Argument unpacking?

Dave Herman dherman at
Sun Nov 12 19:16:13 PST 2006

> ES3 has little to do with it.

It does insofar as your point was that we lose something by making 
`apply' harder to type: since `apply' has never had a type, we haven't 
lost anything per se.

But I see what you're saying: it's an "opportunity cost" since it 
becomes less ES4-typeable.

>     function apply(target:Object, args:Array):*;

..which is a pretty weak type.

A more precise type for such a function would be something like:

     function.<T1, ..., Tn, Trest, Tres>
         apply(fun:function(x1:T1, ..., xn:Tn,,
               args:[T1, ..., Tn, Trest]):Tres

We can almost express this type in our proposed type system (I think I 
was wrong about this being a dependent type). It's just a generic type, 
but one with a variable number of type parameters, which we can't handle.

> And there would be compile-time and run-time errors if args was not an
> Array. With P T Withington's suggestion, it would be:
>     function apply(target:Object,*;

[As a curious side note: we could *almost* express the type of the Lispy 
version of `apply'--i.e., a sequence of arguments of type * followed by 
a single argument of type Array--by giving the rest-args a structural 
array type; see

for a sketch. That page doesn't explain very much but the idea is that 
array types can have finite heterogeneous prefixes--e.g. the type of 
arrays whose first element is a Boolean, second element is a String, and 
remaining elements are ints. So we can express the types of a finite 
prefix followed by an unbounded suffix, but we can't express the types 
of an unbounded prefix followed by a finite suffix, which is what we 
would need in this case.]

> in which case, there would be no compile-time errors and run-time
> errors would depend on the implementation.

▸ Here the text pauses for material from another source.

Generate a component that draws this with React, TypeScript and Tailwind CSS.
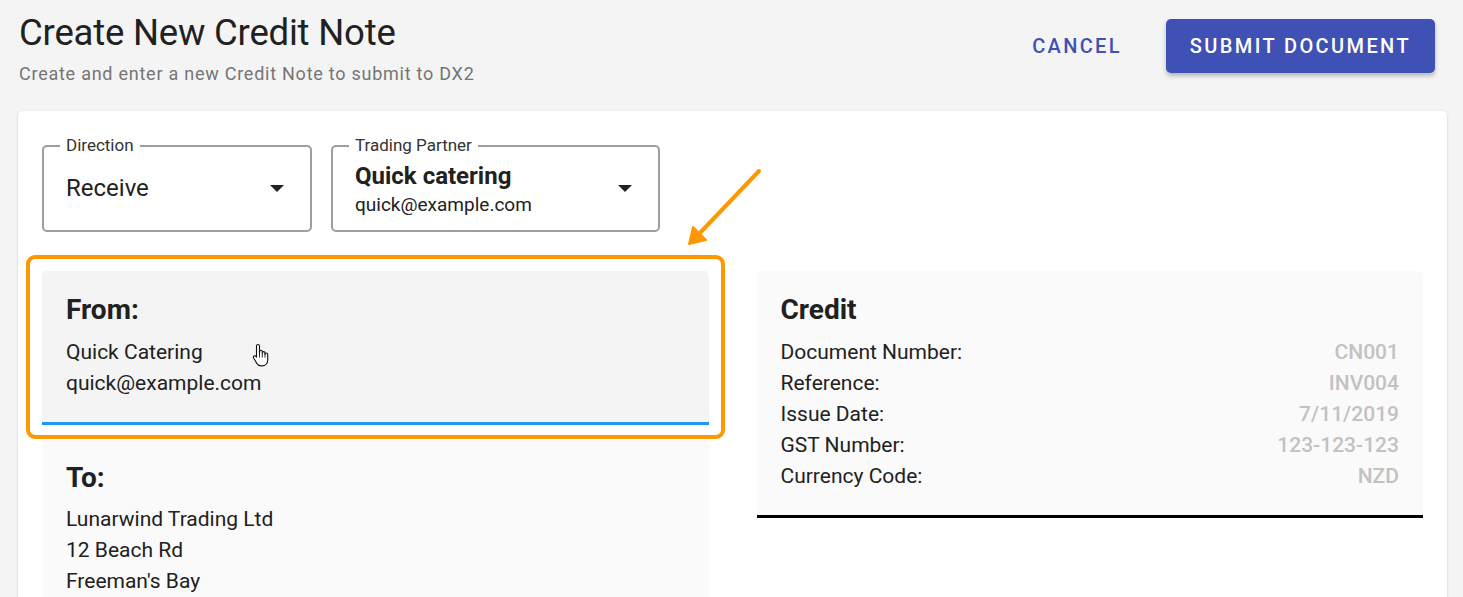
import { ReactNode } from "react";

function Caret() {
  return (
    <svg width="14" height="7" viewBox="0 0 14 7" className="shrink-0">
      <path d="M0 0 L14 0 L7 7 Z" fill="#222" />
    </svg>
  );
}

function OutlinedSelect({ label, width, children }: { label: string; width: string; children: ReactNode }) {
  return (
    <div className={`relative ${width} h-[87px] rounded-[5px] border-2 border-[#9e9e9e]`}>
      <span className="absolute -top-[12px] left-[16px] bg-white px-[6px] text-[17px] leading-[20px] text-[#333]">
        {label}
      </span>
      <div className="flex h-full items-center justify-between pl-[22px] pr-[26px]">
        <div>{children}</div>
        <Caret />
      </div>
    </div>
  );
}

function HandCursor() {
  return (
    <svg width="18" height="24" viewBox="0 0 18 24" className="absolute left-[210px] top-[72px]">
      <path
        d="M6 1.5c.9 0 1.5.7 1.5 1.6V10l.1-1.4c.1-.8.7-1.3 1.4-1.3s1.3.6 1.3 1.4v1.2c.1-.8.7-1.3 1.4-1.3s1.3.6 1.3 1.4v1.2c.1-.7.7-1.2 1.3-1.2.8 0 1.4.6 1.4 1.4v5.5c0 3.4-2.2 6-5.6 6H9.2c-1.9 0-3.1-.8-4.2-2.3L1.6 15c-.5-.7-.3-1.6.4-2 .6-.4 1.4-.3 1.9.3l.6.8V3.1c0-.9.6-1.6 1.5-1.6z"
        fill="#fff"
        stroke="#111"
        strokeWidth="1.1"
        strokeLinejoin="round"
      />
      <path d="M7.5 10v4.5M10.3 10v4.5M13 10.5v4" stroke="#111" strokeWidth="0.9" />
    </svg>
  );
}

const creditRows = [
  ["Document Number:", "CN001"],
  ["Reference:", "INV004"],
  ["Issue Date:", "7/11/2019"],
  ["GST Number:", "123-123-123"],
  ["Currency Code:", "NZD"],
];

export default function App() {
  return (
    <div className="relative min-h-screen overflow-hidden bg-[#f4f4f4] font-['Roboto',sans-serif] text-[#212121]">
      <header className="flex items-start justify-between pl-[19px] pr-[28px] pt-[12px]">
        <div>
          <h1 className="text-[36.5px] leading-[42px] font-normal tracking-[-0.2px] text-[#212121]">
            Create New Credit Note
          </h1>
          <p className="mt-[8px] text-[18px] leading-[24px] tracking-[0.75px] text-[#757575]">
            Create and enter a new Credit Note to submit to DX2
          </p>
        </div>
        <div className="mt-[7px] flex items-center gap-[28px]">
          <button className="h-[54px] px-[16px] text-[20px] font-medium uppercase tracking-[2.3px] text-[#3f51b5]">
            Cancel
          </button>
          <button className="h-[54px] rounded-[5px] bg-[#3f51b5] px-[24px] text-[20px] font-medium uppercase tracking-[2.4px] text-white shadow-[0_3px_4px_rgba(0,0,0,0.25)]">
            Submit Document
          </button>
        </div>
      </header>

      <main className="ml-[18px] mr-[16px] mt-[25px] min-h-[500px] rounded-t-[5px] bg-white px-[24px] pt-[34px] shadow-[0_1px_3px_rgba(0,0,0,0.15)]">
        <div className="flex gap-[19px]">
          <OutlinedSelect label="Direction" width="w-[270px]">
            <span className="text-[24px] leading-[28px] text-[#212121]">Receive</span>
          </OutlinedSelect>
          <OutlinedSelect label="Trading Partner" width="w-[329px]">
            <div>
              <div className="text-[24px] leading-[28px] font-bold text-[#212121]">Quick catering</div>
              <div className="mt-[4px] text-[19px] leading-[22px] text-[#212121]">quick@example.com</div>
            </div>
          </OutlinedSelect>
        </div>

        <div className="mt-[39px] grid grid-cols-2 gap-x-[48px]">
          <div>
            <section className="relative h-[154px] rounded-t-[5px] border-b-[3px] border-[#2196f3] bg-[#f4f4f4] px-[24px] pt-[24px]">
              <h2 className="text-[28px] leading-[30px] font-bold">From:</h2>
              <div className="mt-[12px] text-[21px] leading-[31px]">
                <div>Quick Catering</div>
                <div>quick@example.com</div>
              </div>
              <HandCursor />
            </section>
            <section className="mt-[15px] h-[200px] rounded-t-[5px] bg-[#fafafa] px-[24px] pt-[23px]">
              <h2 className="text-[28px] leading-[30px] font-bold">To:</h2>
              <div className="mt-[11px] text-[21px] leading-[31px]">
                <div>Lunarwind Trading Ltd</div>
                <div>12 Beach Rd</div>
                <div>Freeman's Bay</div>
              </div>
            </section>
          </div>

          <section className="h-[247px] rounded-t-[5px] border-b-[3px] border-black bg-[#fafafa] px-[24px] pt-[24px]">
            <h2 className="text-[28px] leading-[30px] font-bold">Credit</h2>
            <div className="mt-[12px] text-[21px] leading-[31px]">
              {creditRows.map(([label, value]) => (
                <div key={label} className="flex justify-between">
                  <span>{label}</span>
                  <span className="font-medium text-[#c2c2c2]">{value}</span>
                </div>
              ))}
            </div>
          </section>
        </div>
      </main>

      {/* annotation overlay */}
      <div className="pointer-events-none absolute left-[26px] top-[255px] h-[184px] w-[699px] rounded-[9px] border-[4px] border-[#ff9800]" />
      <svg className="pointer-events-none absolute left-0 top-0" width="1463" height="597">
        <line x1="759" y1="171" x2="697" y2="236" stroke="#ff9800" strokeWidth="4" strokeLinecap="round" />
        <path d="M689 244 L693 227 L706 240 Z" fill="#ff9800" stroke="#ff9800" strokeWidth="2" strokeLinejoin="round" />
      </svg>
    </div>
  );
}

Even if it doesn't have a precise type, the library spec can still 
impose constraints on implementations so it isn't 
implementation-specific. You're right about compile-time errors, though.

> Agreed that apply() is intrinsically dynamic, but there can be some
> constaints on how it is used, and those can be enforced by the
> language.

Sure, although it's a modest amount of checking. The trade-off is 
between a rather minor convenience in error checking versus a similarly 
minor convenience in flexibility of use.